Applying for regulatory authorisation

Corporate entities which intend to continue trading derivatives within the scope of MiFID II on a regular and professional basis must, to the extent they are not exempted or appropriately authorised, apply for regulatory authorisation or a variation of permission from their relevant NCAs.

FCA guidance indicates that applications for such authorisation should have been submitted by 3 July 2017 to ensure that they will be processed before MiFID II comes into force on 3 January 2018.

If a corporate entity gains authorisation under MiFID and is thus considered an ‘investment firm’, a range of other requirements under MiFID (and subsequently MiFID II), which are outside the scope of this briefing, will apply.

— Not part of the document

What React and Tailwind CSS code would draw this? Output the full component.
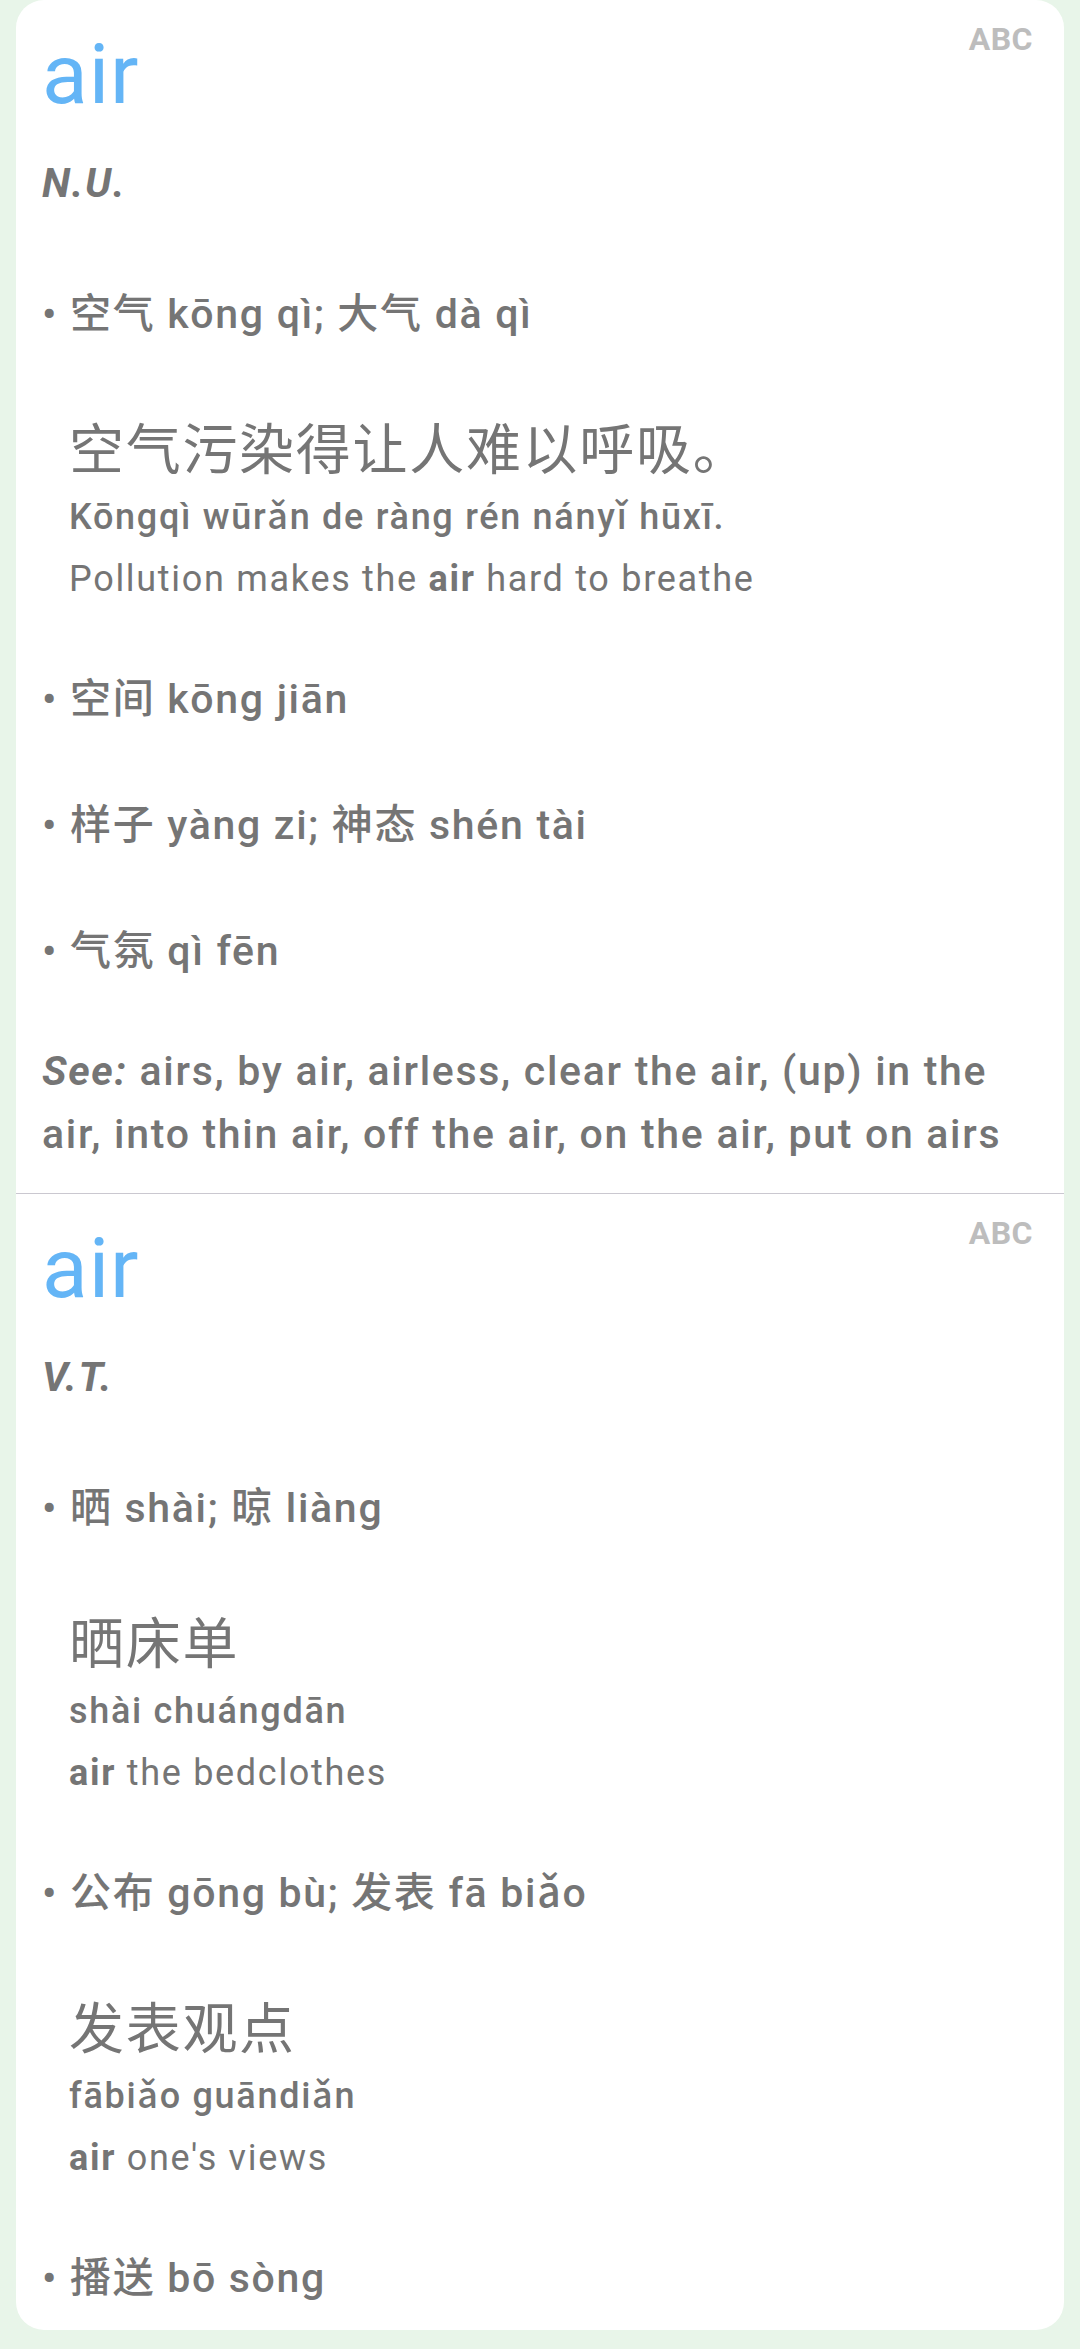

Mandatory trading obligation for NFCs+

Even if an entity is not required to obtain an authorisation to carry on business as an investment firm, MiFID II still imposes a mandatory trading obligation on certain entities. This obligation requires certain non-intragroup OTC derivative contracts to be executed on a ‘MiFIR trading venue’. For an entity which is not a financial counterparty (“FC”) under EMIR, this obligation will only apply where the entity is over the EMIR clearing threshold on a group-wide basis (an “NFC+”) and where its counterparty is an FC or another NFC+. It is therefore unlikely to apply to the majority of corporate users of derivatives.